PROBLEM DESCRIPTION: Extract all lines containing "code".

INFORMATION PROVIDED:
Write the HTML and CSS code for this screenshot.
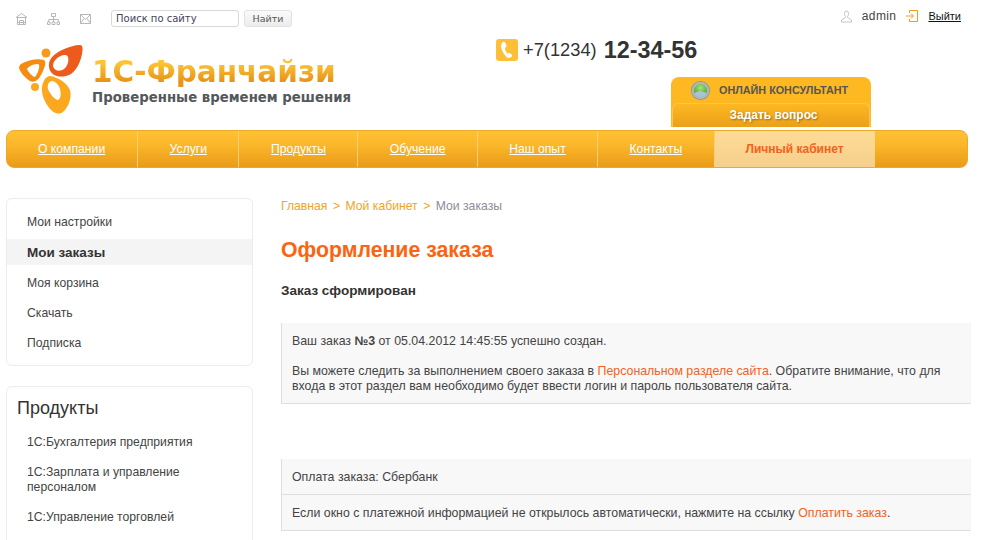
FILE: index.html
```html
<!DOCTYPE html>
<html lang="en">
<head>
    <meta charset="UTF-8">
    <title>1С-Франчайзи</title>
    <link rel="stylesheet" href="styles.css">
</head>
<body>
    <header class="site-header">
        <div class="header-left">
            <div class="tools">
                <a class="tool-icon" href="#">
                    <svg width="11" height="12" viewBox="0 0 11 12" fill="none" stroke="#b8b8b8" stroke-width="1"><path d="M0 4.500 5.500.5 11 4.500M.5 4.500h10M1.500 4.500v7h8v-7M3.500 11.500v-4h4v4M1.500 9.500h8"/></svg>
                </a>
                <a class="tool-icon" href="#">
                    <svg width="13" height="12" viewBox="0 0 13 12" fill="none" stroke="#b8b8b8" stroke-width="1"><path d="M4.500.5h4v3h-4zM.5 9h2.500v2.500H.5zM5 9h3v2.500H5zM10 9h2.500v2.500H10zM6.500 3.500V9M1.700 9V6.500h9.600V9"/></svg>
                </a>
                <a class="tool-icon" href="#">
                    <svg width="11" height="10" viewBox="0 0 11 10" fill="none" stroke="#b8b8b8" stroke-width="1"><path d="M.5.5h10v9H.5zM.5.500 5.500 5.500 10.500.5M.5 9.500 4 4.500M10.500 9.500 7 4.500"/></svg>
                </a>
                <form class="search">
                    <input class="search-input" type="text" value="Поиск по сайту">
                    <button class="search-btn" type="button">Найти</button>
                </form>
            </div>
            <a class="logo" href="#">
                <svg class="logo-mark" width="66" height="71" viewBox="0 0 66 71">
                    <path fill="#ee5a1c" fill-rule="evenodd" d="M62 1C65 1 65 5 64 10 62 20 57 30 48 32 40 34 32 31 31 23 30 15 36 10 44 6 50 3 57 1 62 1zM46 11C40 12 35 17 35 22 36 27 42 28 46 25 50 22 51 16 50 13 49 11 48 11 46 11z"/>
                    <circle cx="28" cy="9" r="4.500" fill="#f79a1a"/>
                    <path fill="#f68b12" fill-rule="evenodd" d="M3 20C10 16 20 14 26 16 29 18 26 26 23 31 20 37 16 39 12 37 7 34 2 28 1 24 1 22 2 21 3 20zM19 20C15 20 10 23 9 25 10 28 15 33 17 33 19 31 22 24 21 21 21 20 20 20 19 20z"/>
                    <circle cx="17" cy="43" r="4" fill="#f9a91f"/>
                    <path fill="#fba81f" fill-rule="evenodd" d="M32 32C40 33 49 39 52 46 54 53 51 62 46 67 42 71 37 70 33 66 28 60 23 52 24 43 25 37 28 32 32 32zM34 37C31 37 29 41 30 45 32 50 37 56 40 56 43 55 43 49 42 45 41 41 37 37 34 37z"/>
                </svg>
                <div class="logo-text">
                    <div class="logo-title">1С-Франчайзи</div>
                    <div class="logo-slogan">Проверенные временем решения</div>
                </div>
            </a>
        </div>
        <div class="header-right">
            <div class="user-line">
                <svg width="13" height="13" viewBox="0 0 13 13" fill="none" stroke="#c4c4c4" stroke-width="1"><path d="M4.500 3.500a2 2.500 0 1 1 4 0c0 1.500-.5 2.500-1 3v1l4 2.500v2h-10v-2l4-2.500v-1c-.5-.5-1-1.500-1-3z"/></svg>
                <span class="user-name">admin</span>
                <svg width="12" height="12" viewBox="0 0 12 12" fill="none" stroke="#f09a25" stroke-width="1"><path d="M3.500 3V.5h8v11h-8V9M0 6h7M5 3.500 7.500 6 5 8.500"/></svg>
                <a class="logout" href="#">Выйти</a>
            </div>
            <div class="phone">
                <span class="phone-icon">
                    <svg width="14" height="18" viewBox="0 0 14 18"><path fill="#fff" d="M3 1c1-.5 2 0 2.500 1l1 3c0 1-1 1.500-1.500 2 0 2 1 4 2.500 5.500.8-.3 1.500-.8 2.300-.4l2.200 2c.5.800 0 1.500-.8 2-1.500 1-3.200 1.200-4.700-.1C3.500 13 1.500 9 1 5.500 1 3.500 1.800 2 3 1z"/></svg>
                </span>
                <span class="phone-code">+7(1234)</span>
                <span class="phone-num">12-34-56</span>
            </div>
            <div class="consultant">
                <div class="consultant-head">
                    <span class="orb"></span>
                    <span>ОНЛАЙН КОНСУЛЬТАНТ</span>
                </div>
                <a class="consultant-btn" href="#">Задать вопрос</a>
            </div>
        </div>
    </header>

    <nav class="main-nav">
        <a href="#">О компании</a>
        <a href="#">Услуги</a>
        <a href="#">Продукты</a>
        <a href="#">Обучение</a>
        <a href="#">Наш опыт</a>
        <a href="#">Контакты</a>
        <a class="active" href="#">Личный кабинет</a>
    </nav>

    <div class="page">
        <aside class="sidebar">
            <div class="side-box account-box">
                <a class="side-link" href="#">Мои настройки</a>
                <a class="side-link current" href="#">Мои заказы</a>
                <a class="side-link" href="#">Моя корзина</a>
                <a class="side-link" href="#">Скачать</a>
                <a class="side-link" href="#">Подписка</a>
            </div>
            <div class="side-box products-box">
                <h3>Продукты</h3>
                <a class="product-link" href="#">1С:Бухгалтерия предприятия</a>
                <a class="product-link" href="#">1С:Зарплата и управление персоналом</a>
                <a class="product-link" href="#">1С:Управление торговлей</a>
            </div>
        </aside>

        <main class="content">
            <div class="breadcrumbs">
                <a href="#">Главная</a><span class="sep">&gt;</span><a href="#">Мой кабинет</a><span class="sep">&gt;</span><span class="here">Мои заказы</span>
            </div>
            <h1>Оформление заказа</h1>
            <p class="order-state">Заказ сформирован</p>

            <div class="note note-first">
                <p>Ваш заказ <b>№3</b> от 05.04.2012 14:45:55 успешно создан.</p>
                <p>Вы можете следить за выполнением своего заказа в <a href="#">Персональном разделе сайта</a>. Обратите внимание, что для входа в этот раздел вам необходимо будет ввести логин и пароль пользователя сайта.</p>
            </div>

            <div class="note pay-row">Оплата заказа: Сбербанк</div>
            <div class="note pay-row pay-link">Если окно с платежной информацией не открылось автоматически, нажмите на ссылку <a href="#">Оплатить заказ</a>.</div>
        </main>
    </div>
</body>
</html>
```

FILE: styles.css
```css
* {
    margin: 0;
    padding: 0;
    box-sizing: border-box;
}

html, body {
    height: 540px;
    overflow: hidden;
}

body {
    font-family: "Liberation Sans", Arial, sans-serif;
    font-size: 12.2px;
    color: #444;
    background-color: #fff;
}

a {
    color: inherit;
    text-decoration: none;
}

/* Header */
.site-header {
    display: flex;
    height: 130px;
}

.header-left {
    width: 496px;
    padding-top: 10px;
}

.tools {
    display: flex;
    align-items: center;
    gap: 20px;
    height: 17px;
    padding-left: 16px;
}

.tool-icon {
    display: flex;
}

.search {
    display: flex;
}

.search-input {
    width: 128px;
    height: 17px;
    padding: 0 4px;
    border: 1px solid #d8d8d8;
    border-radius: 3px;
    font: 10px "DejaVu Sans", sans-serif;
    color: #445;
}

.search-btn {
    width: 48px;
    height: 17px;
    margin-left: 5px;
    border: 1px solid #e2e2e2;
    border-radius: 3px;
    background: linear-gradient(#fafafa, #ececec);
    font: 9.500px "DejaVu Sans", sans-serif;
    color: #555;
}

.logo {
    display: flex;
    align-items: flex-start;
    margin: 17px 0 0 18px;
}

.logo-text {
    margin: 13px 0 0 8px;
}

.logo-title {
    font: bold 29.500px/30px "DejaVu Sans", sans-serif;
    background: linear-gradient(#fcc433 20%, #e8941a 80%);
    -webkit-background-clip: text;
    background-clip: text;
    color: transparent;
}

.logo-slogan {
    margin-top: 3px;
    font: bold 13.300px/16px "DejaVu Sans", sans-serif;
    color: #55585b;
}

.header-right {
    flex: 1;
    padding-top: 8px;
}

.user-line {
    display: flex;
    align-items: center;
    height: 16px;
    padding-right: 24px;
    justify-content: flex-end;
}

.user-name {
    margin: 0 10px 0 9px;
    font-size: 12px;
    color: #444;
    letter-spacing: .4px;
}

.logout {
    margin-left: 10px;
    font-size: 11px;
    color: #111;
    text-decoration: underline;
}

.phone {
    display: flex;
    align-items: center;
    height: 24px;
    margin-top: 14px;
}

.phone-icon {
    display: flex;
    align-items: center;
    justify-content: center;
    width: 22px;
    height: 22px;
    border-radius: 3px;
    background-color: #fdbf36;
}

.phone-code {
    margin-left: 5px;
    font-size: 18.300px;
    color: #333;
}

.phone-num {
    margin-left: 7px;
    font-size: 23.400px;
    font-weight: bold;
    color: #333;
}

.consultant {
    width: 200px;
    height: 50px;
    margin: 15px 0 0 175px;
    padding: 0 1px;
    border-radius: 8px 8px 0 0;
    background-color: #fdb822;
}

.consultant-head {
    display: flex;
    align-items: center;
    gap: 10px;
    height: 26px;
    padding-left: 20px;
    font-size: 10.800px;
    font-weight: bold;
    color: #555;
}

.orb {
    width: 17px;
    height: 17px;
    border: 2px solid #a9b9c1;
    border-radius: 50%;
    background:
        radial-gradient(ellipse 55% 30% at 50% 85%, #a9c2d6 90%, transparent),
        radial-gradient(circle at 50% 30%, #a8e478, #4fa82a 70%);
    box-shadow: 0 0 0 1px #7f98a6;
}

.consultant-btn {
    display: block;
    height: 24px;
    padding-left: 5px;
    border: 1px solid #fcc64a;
    border-bottom: 0;
    border-radius: 6px 6px 0 0;
    background: linear-gradient(#fdb822, #eb9f1a);
    text-align: center;
    line-height: 23px;
    font-size: 12px;
    font-weight: bold;
    color: #fff;
    text-shadow: 1px 1px 2px #9a6a10;
}

/* Main menu */
.main-nav {
    display: flex;
    width: 962px;
    height: 38px;
    margin-left: 6px;
    border: 1px solid #ecaa2c;
    border-radius: 8px;
    background: linear-gradient(#fec133, #fbb62a 40%, #e99b18);
}

.main-nav a {
    padding: 0 31.400px;
    border-right: 1px solid #f8cf72;
    line-height: 36px;
    color: #fff;
    text-decoration: underline;
}

.main-nav a:first-child {
    padding-left: 31px;
    padding-right: 32px;
}

.main-nav a.active {
    width: 160px;
    padding: 0;
    border-right: 0;
    background: linear-gradient(#fddc96, #f5cf8c);
    text-align: center;
    font-size: 12px;
    font-weight: bold;
    color: #f4611c;
    text-decoration: none;
}

/* Columns */
.page {
    display: flex;
    height: 410px;
    padding: 30px 0 0 6px;
    overflow: hidden;
}

.sidebar {
    width: 247px;
}

.side-box {
    border: 1px solid #ececec;
    border-radius: 6px;
}

.account-box {
    padding: 8px 0 7px;
}

.side-link {
    display: block;
    height: 30px;
    padding-left: 20px;
    line-height: 30px;
    color: #444;
}

.side-link.current {
    height: 26px;
    margin: 2px 0 3px;
    background-color: #f4f4f4;
    line-height: 27px;
    font-size: 13.500px;
    font-weight: bold;
    color: #333;
}

.products-box {
    margin-top: 20px;
    padding: 11px 10px 30px;
}

.products-box h3 {
    margin-bottom: 16px;
    font-size: 18px;
    font-weight: normal;
    color: #333;
}

.product-link {
    display: block;
    margin-bottom: 15px;
    padding-left: 10px;
    line-height: 15px;
    color: #444;
}

.content {
    width: 690px;
    margin-left: 28px;
}

.breadcrumbs {
    margin-top: 1px;
    color: #f0a526;
}

.breadcrumbs .sep {
    margin: 0 5.500px;
}

.breadcrumbs .here {
    color: #8d8d99;
}

h1 {
    margin-top: 25px;
    font-size: 21.300px;
    line-height: 24px;
    color: #fb6410;
}

.order-state {
    margin-top: 22px;
    font-size: 13.500px;
    line-height: 14px;
    font-weight: bold;
    color: #333;
}

.note {
    padding: 0 10px;
    border-left: 1px solid #dedede;
    border-bottom: 1px solid #dedede;
    border-right: 1px solid #f4f4f4;
    background-color: #f8f8f8;
    font-size: 12.350px;
    line-height: 15px;
}

.note a {
    color: #f4611c;
}

.note-first {
    margin-top: 25px;
    padding-top: 11px;
    padding-bottom: 9px;
}

.note-first p + p {
    margin-top: 15px;
}

.pay-row {
    height: 36px;
    line-height: 37px;
}

.note-first + .pay-row {
    margin-top: 55px;
}
```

FINAL ANSWER:
Write the HTML and CSS code for this screenshot.
                <span class="phone-code">+7(1234)</span>
.phone-code {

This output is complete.